::: DATASET RECORDS

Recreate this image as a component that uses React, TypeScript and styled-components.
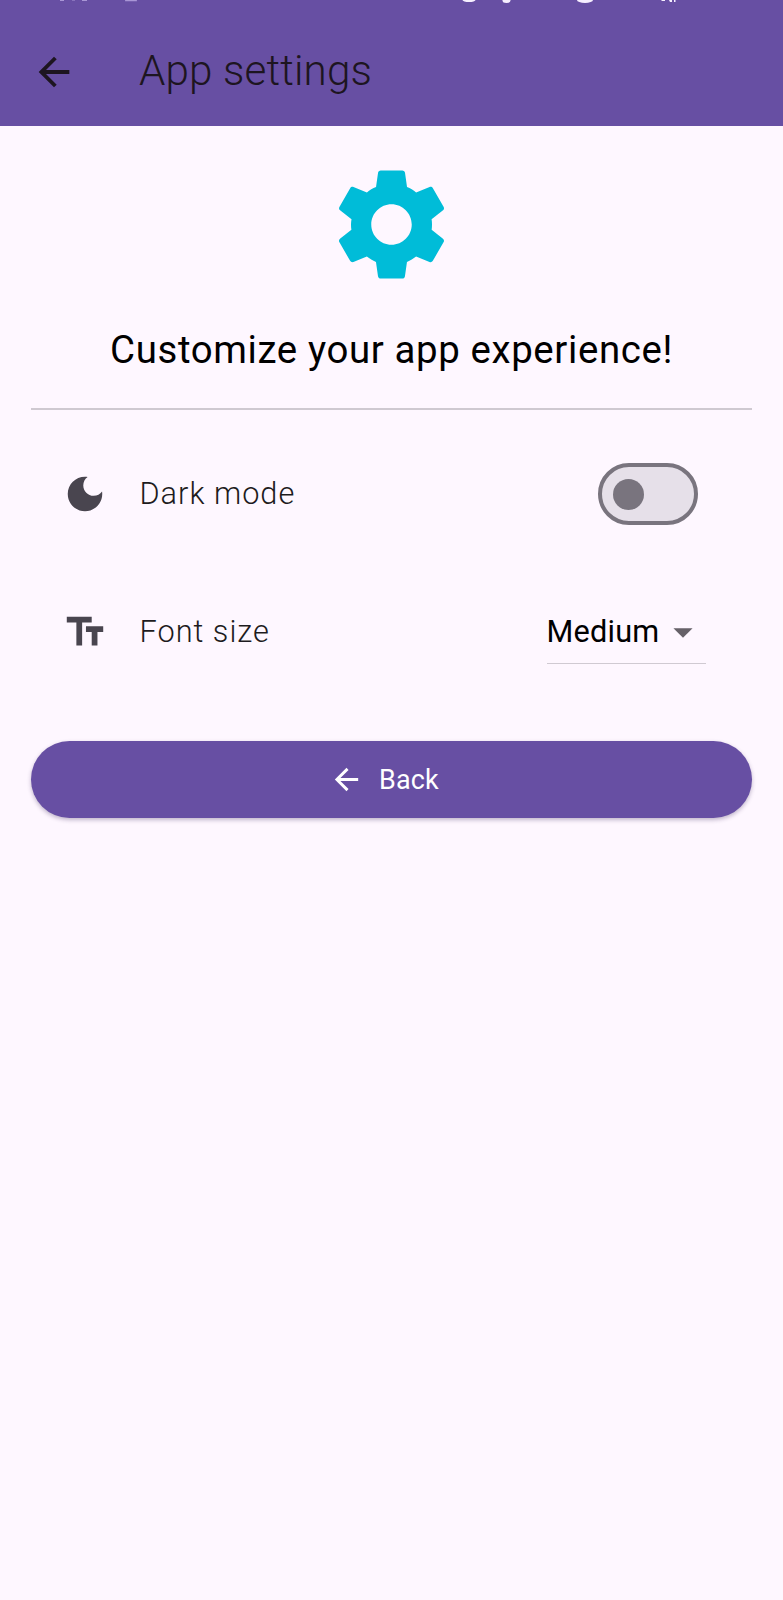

::::::
::: DATASET RECORDS

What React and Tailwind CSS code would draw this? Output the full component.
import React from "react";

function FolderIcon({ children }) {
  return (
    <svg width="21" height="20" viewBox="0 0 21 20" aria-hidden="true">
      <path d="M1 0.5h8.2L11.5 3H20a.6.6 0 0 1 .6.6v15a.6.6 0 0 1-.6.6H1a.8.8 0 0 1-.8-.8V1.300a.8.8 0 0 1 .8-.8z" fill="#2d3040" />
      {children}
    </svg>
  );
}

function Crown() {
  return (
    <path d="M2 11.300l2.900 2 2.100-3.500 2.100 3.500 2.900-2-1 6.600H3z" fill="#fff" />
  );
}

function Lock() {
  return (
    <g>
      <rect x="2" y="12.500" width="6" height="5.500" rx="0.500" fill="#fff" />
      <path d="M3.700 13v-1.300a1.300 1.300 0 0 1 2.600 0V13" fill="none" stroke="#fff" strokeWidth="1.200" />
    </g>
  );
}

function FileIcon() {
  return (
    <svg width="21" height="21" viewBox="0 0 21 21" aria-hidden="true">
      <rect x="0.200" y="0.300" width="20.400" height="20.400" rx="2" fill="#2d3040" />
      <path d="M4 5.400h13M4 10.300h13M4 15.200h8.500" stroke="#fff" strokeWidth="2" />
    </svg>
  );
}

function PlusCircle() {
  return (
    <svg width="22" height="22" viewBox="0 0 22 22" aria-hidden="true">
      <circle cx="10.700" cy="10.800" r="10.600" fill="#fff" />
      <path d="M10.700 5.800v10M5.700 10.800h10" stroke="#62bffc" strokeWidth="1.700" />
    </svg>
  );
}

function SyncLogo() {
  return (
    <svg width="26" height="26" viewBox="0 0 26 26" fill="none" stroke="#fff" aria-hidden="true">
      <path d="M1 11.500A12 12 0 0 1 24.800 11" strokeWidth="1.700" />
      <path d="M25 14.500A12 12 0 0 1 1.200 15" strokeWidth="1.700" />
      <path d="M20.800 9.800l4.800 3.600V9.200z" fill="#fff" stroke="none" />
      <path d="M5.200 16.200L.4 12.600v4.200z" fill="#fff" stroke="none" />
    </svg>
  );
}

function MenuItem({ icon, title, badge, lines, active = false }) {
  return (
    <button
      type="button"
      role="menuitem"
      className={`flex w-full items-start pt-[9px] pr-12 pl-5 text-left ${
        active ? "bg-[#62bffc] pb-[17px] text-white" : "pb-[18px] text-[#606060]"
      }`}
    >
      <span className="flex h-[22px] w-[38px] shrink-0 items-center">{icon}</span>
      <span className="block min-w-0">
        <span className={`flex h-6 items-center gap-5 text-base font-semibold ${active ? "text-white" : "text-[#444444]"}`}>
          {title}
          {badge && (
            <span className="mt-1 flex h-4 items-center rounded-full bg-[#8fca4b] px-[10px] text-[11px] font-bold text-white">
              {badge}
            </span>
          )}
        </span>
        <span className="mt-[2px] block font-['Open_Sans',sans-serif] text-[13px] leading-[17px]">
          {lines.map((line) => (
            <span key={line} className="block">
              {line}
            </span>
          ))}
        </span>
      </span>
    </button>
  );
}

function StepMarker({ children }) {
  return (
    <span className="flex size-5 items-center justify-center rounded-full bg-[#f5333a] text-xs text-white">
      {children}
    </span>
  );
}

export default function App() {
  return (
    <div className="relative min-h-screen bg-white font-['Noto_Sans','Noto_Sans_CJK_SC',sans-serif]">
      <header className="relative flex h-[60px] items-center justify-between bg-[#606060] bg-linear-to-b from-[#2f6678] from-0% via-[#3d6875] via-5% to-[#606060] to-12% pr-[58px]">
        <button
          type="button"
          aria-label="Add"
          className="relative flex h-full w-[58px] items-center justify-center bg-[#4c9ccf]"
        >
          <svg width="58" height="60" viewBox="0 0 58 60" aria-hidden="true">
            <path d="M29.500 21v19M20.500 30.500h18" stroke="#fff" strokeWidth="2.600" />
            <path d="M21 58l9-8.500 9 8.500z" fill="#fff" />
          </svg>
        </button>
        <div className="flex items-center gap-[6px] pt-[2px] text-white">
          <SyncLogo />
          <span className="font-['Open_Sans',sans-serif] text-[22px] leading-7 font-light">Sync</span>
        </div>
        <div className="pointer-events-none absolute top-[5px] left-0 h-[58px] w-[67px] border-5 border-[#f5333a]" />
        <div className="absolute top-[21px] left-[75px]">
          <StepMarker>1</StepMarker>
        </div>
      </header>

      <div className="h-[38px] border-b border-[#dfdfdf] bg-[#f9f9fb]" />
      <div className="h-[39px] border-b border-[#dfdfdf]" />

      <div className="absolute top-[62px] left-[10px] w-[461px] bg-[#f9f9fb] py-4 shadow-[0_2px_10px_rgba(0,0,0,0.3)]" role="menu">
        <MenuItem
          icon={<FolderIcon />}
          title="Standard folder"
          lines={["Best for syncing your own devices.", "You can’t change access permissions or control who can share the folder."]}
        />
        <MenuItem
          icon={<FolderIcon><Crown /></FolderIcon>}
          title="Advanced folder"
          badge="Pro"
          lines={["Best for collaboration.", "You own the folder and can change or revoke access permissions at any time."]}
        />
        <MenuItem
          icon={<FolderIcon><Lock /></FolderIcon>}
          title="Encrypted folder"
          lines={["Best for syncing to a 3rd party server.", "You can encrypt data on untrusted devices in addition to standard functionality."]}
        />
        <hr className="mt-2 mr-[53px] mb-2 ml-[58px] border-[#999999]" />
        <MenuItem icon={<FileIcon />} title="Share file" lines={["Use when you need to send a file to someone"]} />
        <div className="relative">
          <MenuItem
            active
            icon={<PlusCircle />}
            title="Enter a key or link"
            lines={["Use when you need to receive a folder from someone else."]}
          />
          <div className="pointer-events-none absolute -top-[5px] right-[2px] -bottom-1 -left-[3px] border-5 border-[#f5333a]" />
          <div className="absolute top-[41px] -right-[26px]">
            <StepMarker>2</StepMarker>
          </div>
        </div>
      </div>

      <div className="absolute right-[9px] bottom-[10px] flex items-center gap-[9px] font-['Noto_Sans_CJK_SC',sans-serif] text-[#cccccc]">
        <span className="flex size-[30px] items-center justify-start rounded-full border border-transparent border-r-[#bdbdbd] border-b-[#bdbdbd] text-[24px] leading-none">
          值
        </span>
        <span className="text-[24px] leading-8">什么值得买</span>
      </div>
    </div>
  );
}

::::::

THE REQUEST — Look above for the line containing "What React and". Output from there through the line containing "import React from", exactly and inclusively.

RESPONSE TO THIS EXERCISE —
What React and Tailwind CSS code would draw this? Output the full component.
import React from "react";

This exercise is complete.